Inline, final message:

## Verification: <one-line what changed>

**Verdict:** PASS | FAIL | BLOCKED

**Claim:** <what it's supposed to do — your read of the diff and/or
the stated claim; note any mismatch>

**Method:** <how you got a handle — which verifier/run-skill, or
cold start; what you launched>

### Steps

Each step is one thing you did to the **running app** and what it
showed. Build/install/checkout are setup, not steps. Test runs and
typecheck don't belong here — they're CI's output.
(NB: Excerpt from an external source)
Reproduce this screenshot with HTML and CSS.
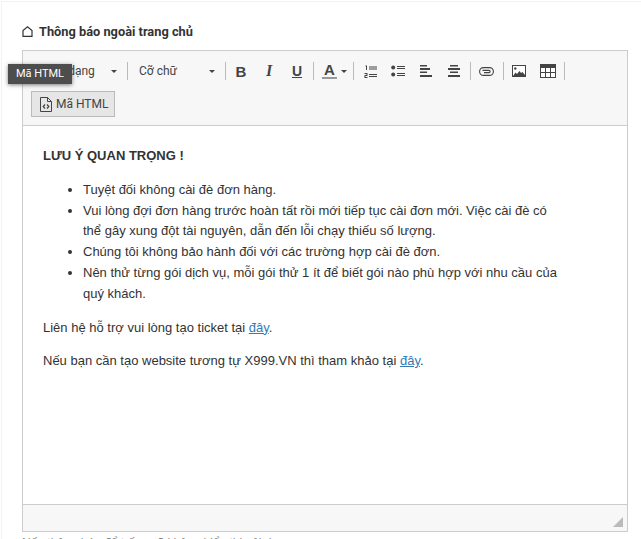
FILE: index.html
```html
<!doctype html>
<html>
<head>
<meta charset="utf-8">
<title>Thông báo ngoài trang chủ</title>
<link rel="stylesheet" href="styles.css">
</head>
<body>

<div class="card">
  <label class="title">
    <svg class="home" width="11" height="11" viewBox="0 0 11 11"><path d="M1 10.400V4.500L5.500 .8 10 4.500V10.400Z" fill="none" stroke="#333" stroke-width="1.200"/></svg>
    Thông báo ngoài trang chủ
  </label>

  <div class="editor">
    <div class="toolbar">
      <div class="row">
        <div class="drop format">Định dạng<i class="caret"></i></div>
        <b class="sep"></b>
        <div class="drop size">Cỡ chữ<i class="caret"></i></div>
        <b class="sep"></b>
        <div class="ico txt bold">B</div>
        <div class="ico txt ital">I</div>
        <div class="ico txt under">U</div>
        <b class="sep"></b>
        <div class="ico color"><span>A</span><i class="caret"></i></div>
        <b class="sep"></b>
        <div class="ico first">
          <svg width="13" height="13" viewBox="0 0 13 13" fill="#444"><path d="M1.500 .5h1.500v4.500H2V1.500H1.500zM.5 8h3v3H1.500v1h2v1H.5v-3h2V9h-2zM5 1.500h8v1H5zM5 3.500h8v1H5zM5 9h8v1H5zM5 11h8v1H5z"/></svg>
        </div>
        <div class="ico">
          <svg width="14" height="12" viewBox="0 0 14 12" fill="#444"><circle cx="2.200" cy="2.500" r="2"/><circle cx="2.200" cy="9.500" r="2"/><path d="M6 1h8v1H6zM6 3h8v1H6zM6 8h8v1H6zM6 10h8v1H6z"/></svg>
        </div>
        <div class="ico">
          <svg width="12" height="12" viewBox="0 0 12 12" fill="#444"><path d="M0 0h7v1.500H0zM0 3h10v2H0zM0 6.500h7v1.500H0zM0 10h12v2H0z"/></svg>
        </div>
        <div class="ico">
          <svg width="12" height="12" viewBox="0 0 12 12" fill="#444"><path d="M2 0h8v1.500H2zM0 3h12v2H0zM2 6.500h8v1.500H2zM0 10h12v2H0z"/></svg>
        </div>
        <b class="sep"></b>
        <div class="ico link">
          <svg width="15" height="9" viewBox="0 0 15 9" fill="none" stroke="#444" stroke-width="1.100"><rect x=".6" y=".6" width="13.800" height="7.800" rx="3.900"/><path d="M3.500 3.400h6.500a1 1 0 0 1 0 2.200H5"/></svg>
        </div>
        <b class="sep"></b>
        <div class="ico pic">
          <svg width="14" height="12" viewBox="0 0 14 12"><rect x=".5" y=".5" width="13" height="11" fill="#fff" stroke="#444"/><circle cx="3.300" cy="3.500" r="1.200" fill="#444"/><path d="M1 11 3.500 7.500 5 9 7.500 6 9 8 10.500 7 13 10V11Z" fill="#444"/></svg>
        </div>
        <div class="ico pic">
          <svg width="16" height="14" viewBox="0 0 16 14"><rect x=".5" y=".5" width="15" height="13" fill="#fff" stroke="#444"/><path d="M0 0h16v4H0z" fill="#444"/><path d="M5.500 4v10M10.500 4v10M0 8.500h16" stroke="#444" fill="none"/></svg>
        </div>
        <b class="sep"></b>
      </div>
      <div class="row">
        <div class="html-btn">
          <svg width="12" height="15" viewBox="0 0 12 15" fill="none" stroke="#444"><path d="M.5.5H7.500L11.500 4.500V14.500H.5Z"/><path d="M7.500.5V4.500H11.500"/><path d="M5 7.500 3.200 9.500 5 11.500M7 7.500 8.800 9.500 7 11.500" stroke-width="1.200"/></svg>
          Mã HTML
        </div>
      </div>
    </div>

    <div class="content">
      <p class="strong">LƯU Ý QUAN TRỌNG !</p>
      <ul>
        <li>Tuyệt đối không cài đè đơn hàng.</li>
        <li>Vui lòng đợi đơn hàng trước hoàn tất rồi mới tiếp tục cài đơn mới. Việc cài đè có thể gây xung đột tài nguyên, dẫn đến lỗi chạy thiếu số lượng.</li>
        <li>Chúng tôi không bảo hành đối với các trường hợp cài đè đơn.</li>
        <li>Nên thử từng gói dịch vụ, mỗi gói thử 1 ít để biết gói nào phù hợp với nhu cầu của quý khách.</li>
      </ul>
      <p>Liên hệ hỗ trợ vui lòng tạo ticket tại <a href="#">đây</a>.</p>
      <p>Nếu bạn cần tạo website tương tự X999.VN thì tham khảo tại <a href="#">đây</a>.</p>
    </div>

    <div class="status"><i class="grip"></i></div>
  </div>
  <small class="hint">Nếu thông báo để trống sẽ không hiển thị nội dung</small>
</div>

<div class="tooltip">Mã HTML</div>

</body>
</html>
```

FILE: styles.css
```css
html, body {
	height: 539px;
	overflow: hidden;
}

body {
	margin: 0;
	background: #fff;
	font-family: "Liberation Sans", Arial, sans-serif;
	color: #333;
	position: relative;
}

.card {
	margin: 1px 0 0 1px;
	border: 1px solid #f2f2f2;
	border-right: none;
	border-bottom: none;
	padding: 21px 13px 0 20px;
}

.title {
	display: flex;
	align-items: center;
	gap: 6px;
	height: 16px;
	margin-bottom: 11px;
	font-family: Roboto, sans-serif;
	font-size: 12.800px;
	font-weight: bold;
	color: #333;
}

.editor {
	border: 1px solid #ccc;
	height: 480px;
	display: flex;
	flex-direction: column;
}

.toolbar {
	box-sizing: border-box;
	height: 75px;
	background: #f7f7f7;
	border-bottom: 1px solid #ccc;
	padding: 11px 0 0 8px;
}

.row {
	display: flex;
	align-items: center;
	height: 18px;
	font-family: Roboto, sans-serif;
	font-size: 12px;
	color: #444;
}

.row + .row {
	height: 26px;
	margin-top: 11px;
}

.drop {
	display: flex;
	align-items: center;
	justify-content: space-between;
	box-sizing: border-box;
	width: 94px;
	padding: 0 8px 0 10px;
}

.caret {
	display: inline-block;
	border-top: 3px solid #444;
	border-left: 3px solid transparent;
	border-right: 3px solid transparent;
}

.sep {
	flex: none;
	width: 1px;
	height: 18px;
	margin: 0 1px 0 2px;
	background: #bbb;
}

.ico {
	flex: none;
	width: 28px;
	display: flex;
	align-items: center;
	justify-content: center;
}

.ico.first {
	margin-left: 1px;
}

.ico.link {
	width: 29px;
}

.ico.pic {
	width: 28.500px;
}

.txt {
	font-family: "Liberation Sans", sans-serif;
	font-size: 14px;
	font-weight: bold;
}

.bold {
	font-size: 15px;
}

.ital {
	font-family: "Liberation Serif", serif;
	font-size: 16px;
	font-style: italic;
}

.under {
	text-decoration: underline;
}

.ico.color {
	width: 36px;
	justify-content: flex-start;
	gap: 4px;
	padding-left: 7px;
	box-sizing: border-box;
}

.color span {
	font-family: "Liberation Sans", sans-serif;
	font-size: 15px;
	font-weight: bold;
	line-height: 14px;
	border-bottom: 2px solid #999;
	padding: 0 2px;
}

.html-btn {
	display: flex;
	align-items: center;
	gap: 4px;
	box-sizing: border-box;
	width: 84px;
	height: 26px;
	padding-left: 8px;
	background: #e6e6e6;
	border: 1px solid #bbb;
}

.content {
	flex: 1;
	padding: 20px 20px 0;
	font-size: 13px;
	line-height: 1.6;
	color: #333;
}

.content p {
	margin: 0 0 13px;
}

.strong {
	font-weight: bold;
}

.content ul {
	margin: 13px 0;
	padding-left: 40px;
	padding-right: 40px;
}

.content a {
	color: #337ab7;
}

.status {
	height: 26px;
	background: #f7f7f7;
	border-top: 1px solid #ccc;
	position: relative;
}

.grip {
	position: absolute;
	right: 4px;
	bottom: 4px;
	width: 0;
	height: 0;
	border-left: 10px solid transparent;
	border-bottom: 10px solid #bbb;
}

.hint {
	display: block;
	margin-top: 4px;
	font-size: 12px;
	color: #888;
}

.tooltip {
	position: absolute;
	left: 8px;
	top: 64px;
	width: 64px;
	height: 20px;
	background: #4d4d4d;
	color: #fff;
	font-family: Roboto, sans-serif;
	font-size: 11px;
	line-height: 20px;
	text-align: center;
	box-shadow: 0 1px 4px rgba(0, 0, 0, 0.5);
}
```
1. <what you did to the running app> → <what you observed> — ✅/❌
   <evidence: the app's own output — pane capture, response body,
   screenshot path>
2. ...

**Screenshot / sample:** <the one frame a reviewer looks at to see
the feature — image path for GUI/TUI, code block for library/API;
omit for build/types-only>

### Findings
<Claim mismatch, unrelated breakage, env notes, pre-existing bugs
near the change.>

Verdicts:

  • PASS — you ran the app, the change did what it should at its surface. Not: tests pass, builds clean, code looks right.
  • FAIL — you ran it and it doesn't. Or it breaks something else. Or claim and diff disagree materially.
  • BLOCKED — couldn't reach a state where the change is observable, or no runtime surface exists. Not a verdict on the change. Env blocker → say exactly where + /run-skill-generator prompt. No surface → one line why.

No partial pass. "3 of 4 passed" is FAIL until 4 passes or is explained away.

When in doubt, FAIL. False PASS ships broken code; false FAIL costs one more human look. Ambiguous output is FAIL with the raw capture attached — don't interpret.